__WORK TO COMPLETE__: Copy all lines below containing "components".

__WORKING DATA__:

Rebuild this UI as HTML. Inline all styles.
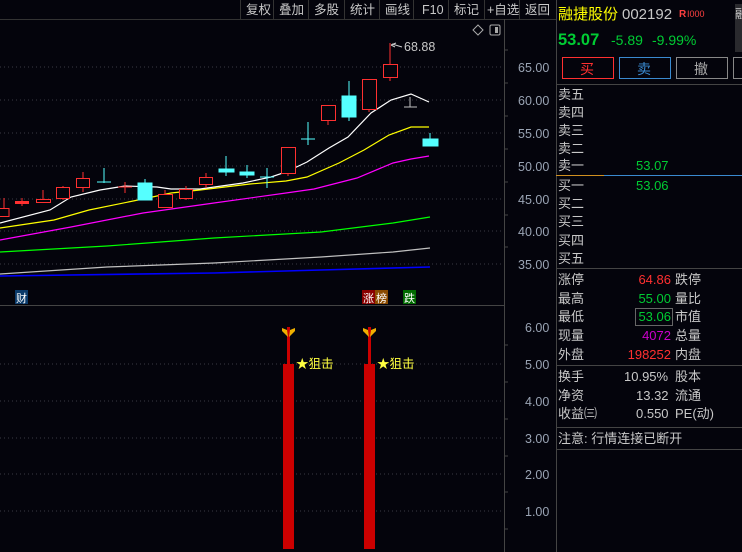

* * *

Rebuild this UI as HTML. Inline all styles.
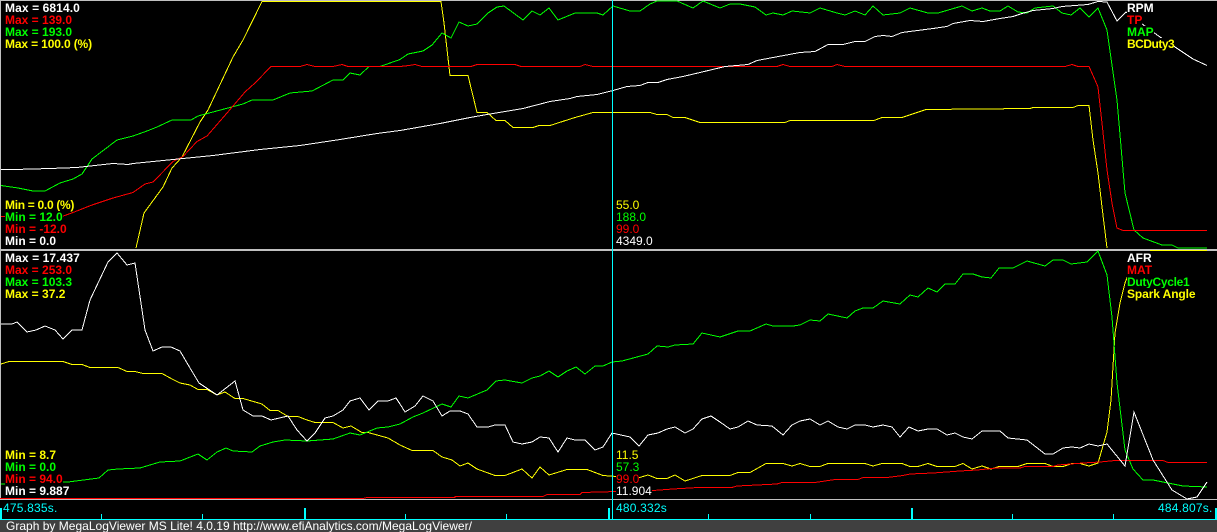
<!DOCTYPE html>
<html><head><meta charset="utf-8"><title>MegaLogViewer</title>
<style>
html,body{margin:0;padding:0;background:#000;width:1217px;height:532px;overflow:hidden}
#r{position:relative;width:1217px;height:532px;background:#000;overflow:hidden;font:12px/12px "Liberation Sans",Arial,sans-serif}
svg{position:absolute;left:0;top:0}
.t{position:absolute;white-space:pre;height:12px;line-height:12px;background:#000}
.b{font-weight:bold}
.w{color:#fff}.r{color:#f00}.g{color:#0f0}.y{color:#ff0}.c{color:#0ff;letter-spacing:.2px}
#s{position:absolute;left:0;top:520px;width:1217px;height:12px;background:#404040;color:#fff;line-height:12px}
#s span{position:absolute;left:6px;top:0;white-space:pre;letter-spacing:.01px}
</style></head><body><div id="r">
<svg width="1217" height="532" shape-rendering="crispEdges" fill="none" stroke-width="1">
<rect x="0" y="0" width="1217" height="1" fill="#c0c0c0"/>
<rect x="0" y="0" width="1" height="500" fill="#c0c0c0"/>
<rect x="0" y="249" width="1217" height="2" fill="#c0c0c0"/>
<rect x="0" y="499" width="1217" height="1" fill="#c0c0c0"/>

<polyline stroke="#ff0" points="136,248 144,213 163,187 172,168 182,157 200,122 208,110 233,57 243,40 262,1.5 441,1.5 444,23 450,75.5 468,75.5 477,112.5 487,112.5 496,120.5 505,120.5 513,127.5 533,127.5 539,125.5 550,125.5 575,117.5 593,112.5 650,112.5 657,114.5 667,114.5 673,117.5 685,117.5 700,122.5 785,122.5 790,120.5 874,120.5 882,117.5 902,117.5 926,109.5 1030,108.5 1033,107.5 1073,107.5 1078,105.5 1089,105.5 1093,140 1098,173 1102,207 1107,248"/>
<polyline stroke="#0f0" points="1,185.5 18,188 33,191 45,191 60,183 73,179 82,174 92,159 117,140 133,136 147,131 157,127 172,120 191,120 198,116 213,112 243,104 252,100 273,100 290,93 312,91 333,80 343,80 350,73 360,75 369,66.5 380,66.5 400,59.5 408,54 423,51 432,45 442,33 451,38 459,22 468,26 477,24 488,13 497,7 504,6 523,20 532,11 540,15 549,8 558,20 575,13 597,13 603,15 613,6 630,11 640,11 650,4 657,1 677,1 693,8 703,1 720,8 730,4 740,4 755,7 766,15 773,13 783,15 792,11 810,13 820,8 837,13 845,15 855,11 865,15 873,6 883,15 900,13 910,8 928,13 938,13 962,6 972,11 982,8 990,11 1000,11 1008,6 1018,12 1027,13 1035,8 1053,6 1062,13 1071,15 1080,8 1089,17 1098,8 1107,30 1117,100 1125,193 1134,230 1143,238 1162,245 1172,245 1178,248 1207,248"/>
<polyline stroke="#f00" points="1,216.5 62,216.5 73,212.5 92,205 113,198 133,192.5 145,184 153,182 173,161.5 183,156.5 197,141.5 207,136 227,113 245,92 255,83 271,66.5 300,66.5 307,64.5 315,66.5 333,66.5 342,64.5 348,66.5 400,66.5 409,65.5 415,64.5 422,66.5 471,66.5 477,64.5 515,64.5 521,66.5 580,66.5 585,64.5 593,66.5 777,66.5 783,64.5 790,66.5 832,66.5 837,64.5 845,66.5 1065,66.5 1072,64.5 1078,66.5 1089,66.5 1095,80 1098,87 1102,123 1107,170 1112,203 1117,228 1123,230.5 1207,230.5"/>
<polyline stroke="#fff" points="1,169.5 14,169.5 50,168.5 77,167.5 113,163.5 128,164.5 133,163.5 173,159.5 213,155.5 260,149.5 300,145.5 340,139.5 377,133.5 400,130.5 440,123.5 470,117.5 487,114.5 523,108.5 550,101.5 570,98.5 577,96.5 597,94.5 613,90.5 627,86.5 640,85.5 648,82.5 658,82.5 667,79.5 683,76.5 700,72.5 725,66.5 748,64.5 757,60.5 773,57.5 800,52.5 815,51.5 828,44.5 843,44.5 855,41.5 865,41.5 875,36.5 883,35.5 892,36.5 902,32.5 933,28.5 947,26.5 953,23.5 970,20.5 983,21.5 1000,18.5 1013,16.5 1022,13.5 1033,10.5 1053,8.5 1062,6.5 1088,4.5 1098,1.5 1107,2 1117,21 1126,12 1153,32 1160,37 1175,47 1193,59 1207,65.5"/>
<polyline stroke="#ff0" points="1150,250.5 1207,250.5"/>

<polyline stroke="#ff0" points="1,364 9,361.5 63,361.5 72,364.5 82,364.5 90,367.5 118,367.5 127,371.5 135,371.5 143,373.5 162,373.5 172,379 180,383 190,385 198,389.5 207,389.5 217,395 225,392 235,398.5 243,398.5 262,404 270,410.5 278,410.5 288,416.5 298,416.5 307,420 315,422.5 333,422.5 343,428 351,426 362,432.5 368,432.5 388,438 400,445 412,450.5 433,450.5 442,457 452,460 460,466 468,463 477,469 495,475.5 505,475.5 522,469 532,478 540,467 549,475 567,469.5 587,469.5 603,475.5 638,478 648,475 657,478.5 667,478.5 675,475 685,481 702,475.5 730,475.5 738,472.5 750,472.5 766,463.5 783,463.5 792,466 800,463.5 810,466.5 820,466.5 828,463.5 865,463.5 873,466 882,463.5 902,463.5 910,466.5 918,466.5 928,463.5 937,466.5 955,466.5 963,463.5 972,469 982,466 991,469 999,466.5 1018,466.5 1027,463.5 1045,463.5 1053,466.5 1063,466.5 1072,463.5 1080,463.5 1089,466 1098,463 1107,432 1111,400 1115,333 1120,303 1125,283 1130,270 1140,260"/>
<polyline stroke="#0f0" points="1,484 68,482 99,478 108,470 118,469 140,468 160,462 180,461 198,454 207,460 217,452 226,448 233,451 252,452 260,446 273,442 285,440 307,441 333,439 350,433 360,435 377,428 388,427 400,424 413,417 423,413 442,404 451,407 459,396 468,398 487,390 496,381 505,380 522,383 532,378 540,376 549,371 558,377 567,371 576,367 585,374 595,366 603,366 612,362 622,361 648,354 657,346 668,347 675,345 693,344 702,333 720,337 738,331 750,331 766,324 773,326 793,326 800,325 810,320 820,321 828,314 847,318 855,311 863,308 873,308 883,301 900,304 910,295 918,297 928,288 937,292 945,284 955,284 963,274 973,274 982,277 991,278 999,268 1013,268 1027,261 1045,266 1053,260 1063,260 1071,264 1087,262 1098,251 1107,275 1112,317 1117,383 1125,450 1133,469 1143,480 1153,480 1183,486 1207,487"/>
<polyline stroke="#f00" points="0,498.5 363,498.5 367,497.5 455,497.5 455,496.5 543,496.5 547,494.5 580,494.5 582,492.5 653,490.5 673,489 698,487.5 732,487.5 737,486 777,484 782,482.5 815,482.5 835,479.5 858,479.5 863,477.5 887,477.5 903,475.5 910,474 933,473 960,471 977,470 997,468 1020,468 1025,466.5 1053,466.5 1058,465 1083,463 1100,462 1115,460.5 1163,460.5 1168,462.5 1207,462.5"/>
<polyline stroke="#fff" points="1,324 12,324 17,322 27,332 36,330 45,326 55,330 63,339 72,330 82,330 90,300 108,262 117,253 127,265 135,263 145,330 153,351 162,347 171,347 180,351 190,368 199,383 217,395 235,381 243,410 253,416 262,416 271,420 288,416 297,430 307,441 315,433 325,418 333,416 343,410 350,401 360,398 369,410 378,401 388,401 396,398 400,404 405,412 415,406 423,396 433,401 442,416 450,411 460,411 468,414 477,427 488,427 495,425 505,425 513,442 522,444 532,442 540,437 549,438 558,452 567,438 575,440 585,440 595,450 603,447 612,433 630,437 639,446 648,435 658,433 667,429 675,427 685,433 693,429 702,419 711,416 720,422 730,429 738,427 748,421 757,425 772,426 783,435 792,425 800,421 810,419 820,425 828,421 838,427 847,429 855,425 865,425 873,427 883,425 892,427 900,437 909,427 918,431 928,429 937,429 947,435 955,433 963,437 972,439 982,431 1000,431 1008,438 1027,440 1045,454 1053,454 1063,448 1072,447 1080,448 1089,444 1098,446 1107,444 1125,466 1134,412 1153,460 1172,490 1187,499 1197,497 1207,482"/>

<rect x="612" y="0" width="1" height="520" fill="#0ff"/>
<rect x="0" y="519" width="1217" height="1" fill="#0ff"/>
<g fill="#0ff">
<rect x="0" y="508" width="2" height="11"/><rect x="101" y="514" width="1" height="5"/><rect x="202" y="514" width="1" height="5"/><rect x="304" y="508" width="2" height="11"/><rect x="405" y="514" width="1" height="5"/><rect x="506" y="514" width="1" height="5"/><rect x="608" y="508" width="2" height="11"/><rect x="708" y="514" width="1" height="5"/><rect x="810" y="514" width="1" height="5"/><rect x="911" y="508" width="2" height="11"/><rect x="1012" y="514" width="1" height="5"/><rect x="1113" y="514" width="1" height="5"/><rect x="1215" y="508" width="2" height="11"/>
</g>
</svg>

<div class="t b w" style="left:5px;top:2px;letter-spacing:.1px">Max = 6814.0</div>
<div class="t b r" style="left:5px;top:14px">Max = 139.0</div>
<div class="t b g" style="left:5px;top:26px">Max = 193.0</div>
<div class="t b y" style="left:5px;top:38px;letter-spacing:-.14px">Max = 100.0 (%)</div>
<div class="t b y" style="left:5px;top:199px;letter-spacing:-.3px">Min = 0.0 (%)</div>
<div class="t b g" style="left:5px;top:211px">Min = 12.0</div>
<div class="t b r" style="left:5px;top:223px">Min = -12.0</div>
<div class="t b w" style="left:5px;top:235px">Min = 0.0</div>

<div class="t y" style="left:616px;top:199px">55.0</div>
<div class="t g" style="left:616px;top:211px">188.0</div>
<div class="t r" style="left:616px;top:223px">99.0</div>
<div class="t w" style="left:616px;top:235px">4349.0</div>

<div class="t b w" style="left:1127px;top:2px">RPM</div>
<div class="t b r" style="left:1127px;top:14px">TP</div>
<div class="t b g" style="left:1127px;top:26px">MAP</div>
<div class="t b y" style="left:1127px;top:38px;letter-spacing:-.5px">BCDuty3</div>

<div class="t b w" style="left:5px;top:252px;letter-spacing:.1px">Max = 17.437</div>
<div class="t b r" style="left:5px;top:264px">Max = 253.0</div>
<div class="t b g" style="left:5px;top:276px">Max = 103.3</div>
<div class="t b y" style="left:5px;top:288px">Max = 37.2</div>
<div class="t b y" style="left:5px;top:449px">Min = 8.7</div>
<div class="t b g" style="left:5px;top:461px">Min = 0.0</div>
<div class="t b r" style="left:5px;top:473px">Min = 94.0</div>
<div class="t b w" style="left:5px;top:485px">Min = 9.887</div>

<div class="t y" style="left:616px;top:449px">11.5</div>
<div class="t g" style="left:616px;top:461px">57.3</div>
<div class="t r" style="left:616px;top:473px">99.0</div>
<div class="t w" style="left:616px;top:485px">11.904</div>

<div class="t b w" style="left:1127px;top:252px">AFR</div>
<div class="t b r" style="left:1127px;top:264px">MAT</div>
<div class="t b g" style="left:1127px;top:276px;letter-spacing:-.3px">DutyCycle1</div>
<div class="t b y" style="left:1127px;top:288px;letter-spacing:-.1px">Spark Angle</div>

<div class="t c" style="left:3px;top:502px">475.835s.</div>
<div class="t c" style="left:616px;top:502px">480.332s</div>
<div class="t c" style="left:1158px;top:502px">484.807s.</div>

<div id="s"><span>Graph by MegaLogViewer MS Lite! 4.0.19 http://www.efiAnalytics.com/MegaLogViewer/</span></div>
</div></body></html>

* * *

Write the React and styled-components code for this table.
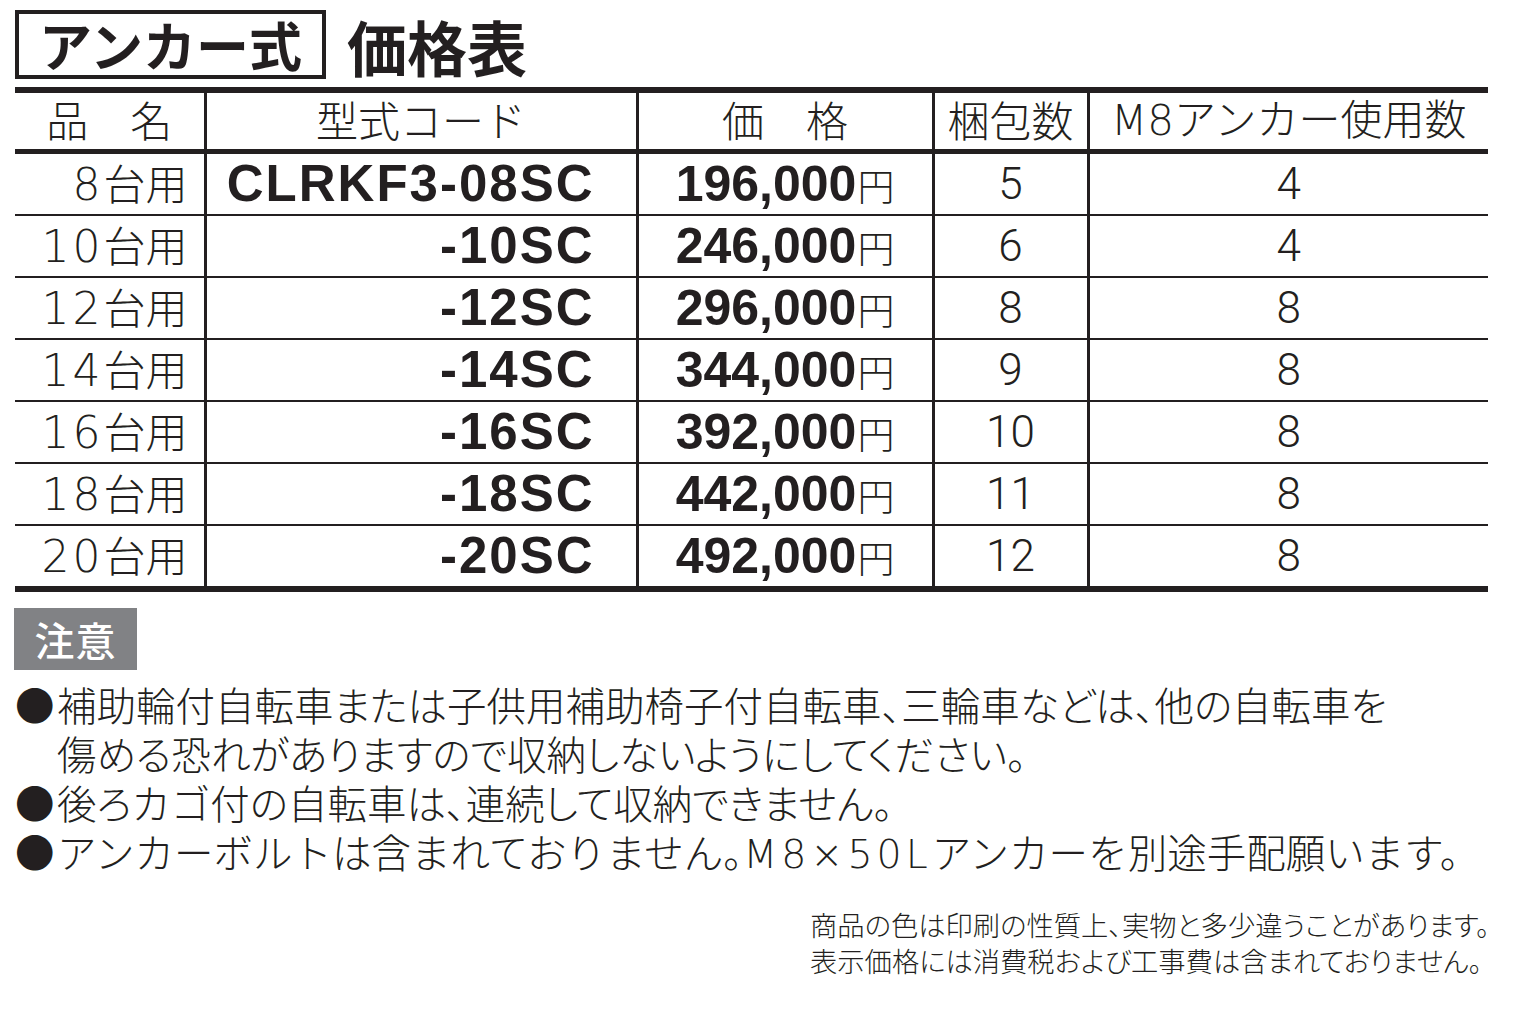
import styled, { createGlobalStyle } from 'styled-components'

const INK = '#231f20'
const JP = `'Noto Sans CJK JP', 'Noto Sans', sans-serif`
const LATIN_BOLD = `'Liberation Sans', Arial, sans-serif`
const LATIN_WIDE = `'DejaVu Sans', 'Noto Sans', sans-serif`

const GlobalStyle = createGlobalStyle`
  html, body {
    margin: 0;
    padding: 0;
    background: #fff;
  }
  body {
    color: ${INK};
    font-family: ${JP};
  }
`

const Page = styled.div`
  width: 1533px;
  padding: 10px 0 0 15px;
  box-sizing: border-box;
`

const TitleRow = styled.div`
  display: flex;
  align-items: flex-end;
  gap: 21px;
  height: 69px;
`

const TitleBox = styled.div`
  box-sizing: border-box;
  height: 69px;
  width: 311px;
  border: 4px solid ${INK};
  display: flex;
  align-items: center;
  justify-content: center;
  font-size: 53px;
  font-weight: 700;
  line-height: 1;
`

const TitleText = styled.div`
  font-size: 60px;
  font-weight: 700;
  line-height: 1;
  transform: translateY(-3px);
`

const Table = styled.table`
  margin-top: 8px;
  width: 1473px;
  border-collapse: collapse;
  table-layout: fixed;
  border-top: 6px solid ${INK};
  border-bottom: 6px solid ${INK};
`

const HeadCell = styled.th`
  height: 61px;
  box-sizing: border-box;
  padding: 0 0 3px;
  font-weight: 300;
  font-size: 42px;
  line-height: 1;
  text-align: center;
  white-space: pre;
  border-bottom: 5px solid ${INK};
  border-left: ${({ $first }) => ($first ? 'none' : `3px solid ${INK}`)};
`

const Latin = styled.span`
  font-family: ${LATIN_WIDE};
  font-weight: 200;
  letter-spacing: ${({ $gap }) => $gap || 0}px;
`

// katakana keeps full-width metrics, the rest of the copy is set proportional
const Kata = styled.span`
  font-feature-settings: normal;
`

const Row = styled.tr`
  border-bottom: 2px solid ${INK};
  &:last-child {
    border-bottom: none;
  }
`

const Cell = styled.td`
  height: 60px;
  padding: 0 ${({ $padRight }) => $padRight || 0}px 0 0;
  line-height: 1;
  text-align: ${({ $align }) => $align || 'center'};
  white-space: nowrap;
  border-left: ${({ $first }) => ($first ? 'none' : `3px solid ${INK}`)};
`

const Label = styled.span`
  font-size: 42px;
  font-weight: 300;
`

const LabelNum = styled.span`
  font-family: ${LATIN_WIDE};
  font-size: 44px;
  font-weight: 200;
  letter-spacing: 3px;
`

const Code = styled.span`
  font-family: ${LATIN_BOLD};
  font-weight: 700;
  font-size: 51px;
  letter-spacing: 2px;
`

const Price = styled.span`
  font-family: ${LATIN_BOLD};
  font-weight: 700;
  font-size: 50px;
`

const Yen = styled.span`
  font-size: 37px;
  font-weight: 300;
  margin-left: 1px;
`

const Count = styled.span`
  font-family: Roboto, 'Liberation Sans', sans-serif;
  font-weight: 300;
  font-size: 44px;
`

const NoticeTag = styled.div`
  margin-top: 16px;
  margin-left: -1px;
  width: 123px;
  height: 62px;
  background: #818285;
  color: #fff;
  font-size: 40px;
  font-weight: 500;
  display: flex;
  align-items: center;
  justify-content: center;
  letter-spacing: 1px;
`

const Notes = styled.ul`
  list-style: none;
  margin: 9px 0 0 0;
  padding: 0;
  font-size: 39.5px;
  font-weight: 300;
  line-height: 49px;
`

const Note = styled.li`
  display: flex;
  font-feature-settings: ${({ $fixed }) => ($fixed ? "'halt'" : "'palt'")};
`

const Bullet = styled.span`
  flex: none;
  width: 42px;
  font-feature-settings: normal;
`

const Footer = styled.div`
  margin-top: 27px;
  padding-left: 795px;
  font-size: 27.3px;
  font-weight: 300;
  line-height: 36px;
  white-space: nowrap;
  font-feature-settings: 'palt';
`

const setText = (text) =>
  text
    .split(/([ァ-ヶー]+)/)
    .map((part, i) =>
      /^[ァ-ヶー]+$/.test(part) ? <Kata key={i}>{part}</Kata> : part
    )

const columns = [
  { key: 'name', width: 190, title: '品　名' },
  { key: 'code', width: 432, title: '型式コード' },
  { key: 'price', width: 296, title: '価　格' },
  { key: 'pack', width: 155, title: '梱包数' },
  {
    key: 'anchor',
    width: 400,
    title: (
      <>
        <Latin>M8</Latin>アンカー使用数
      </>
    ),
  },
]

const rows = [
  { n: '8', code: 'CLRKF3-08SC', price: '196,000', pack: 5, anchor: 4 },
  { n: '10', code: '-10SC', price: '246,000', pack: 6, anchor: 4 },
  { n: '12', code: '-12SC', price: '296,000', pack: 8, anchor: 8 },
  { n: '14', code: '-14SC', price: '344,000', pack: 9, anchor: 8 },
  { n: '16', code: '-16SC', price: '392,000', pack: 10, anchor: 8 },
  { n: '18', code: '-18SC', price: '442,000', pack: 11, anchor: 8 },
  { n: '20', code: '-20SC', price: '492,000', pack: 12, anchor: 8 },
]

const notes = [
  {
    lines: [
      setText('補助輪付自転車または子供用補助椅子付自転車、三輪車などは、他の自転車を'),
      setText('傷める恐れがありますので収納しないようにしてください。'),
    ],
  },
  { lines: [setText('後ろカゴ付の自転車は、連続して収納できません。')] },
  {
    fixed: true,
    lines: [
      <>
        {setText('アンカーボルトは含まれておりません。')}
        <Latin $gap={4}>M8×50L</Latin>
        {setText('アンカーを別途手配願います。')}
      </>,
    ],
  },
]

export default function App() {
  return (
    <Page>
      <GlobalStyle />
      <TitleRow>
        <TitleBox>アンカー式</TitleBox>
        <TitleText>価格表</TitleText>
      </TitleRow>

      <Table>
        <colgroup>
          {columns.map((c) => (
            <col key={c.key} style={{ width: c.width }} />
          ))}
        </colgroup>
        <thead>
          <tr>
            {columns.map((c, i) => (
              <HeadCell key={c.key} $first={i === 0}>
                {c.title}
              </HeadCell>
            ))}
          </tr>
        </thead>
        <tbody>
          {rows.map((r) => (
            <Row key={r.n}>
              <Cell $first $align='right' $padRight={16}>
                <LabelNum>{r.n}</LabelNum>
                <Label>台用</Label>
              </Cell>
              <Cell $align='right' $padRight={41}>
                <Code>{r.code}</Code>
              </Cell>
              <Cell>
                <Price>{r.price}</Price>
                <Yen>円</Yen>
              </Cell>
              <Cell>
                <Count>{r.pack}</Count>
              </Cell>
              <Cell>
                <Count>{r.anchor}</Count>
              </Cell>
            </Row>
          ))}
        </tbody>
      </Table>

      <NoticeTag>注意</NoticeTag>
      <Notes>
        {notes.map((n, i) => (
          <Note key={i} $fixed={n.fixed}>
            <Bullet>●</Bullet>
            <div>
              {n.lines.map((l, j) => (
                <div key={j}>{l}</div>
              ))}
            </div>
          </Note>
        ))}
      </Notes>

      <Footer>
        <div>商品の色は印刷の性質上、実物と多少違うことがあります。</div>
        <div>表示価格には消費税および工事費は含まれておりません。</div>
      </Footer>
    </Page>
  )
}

__TASK ANSWER__:
Write the React and styled-components code for this table.
import styled, { createGlobalStyle } from 'styled-components'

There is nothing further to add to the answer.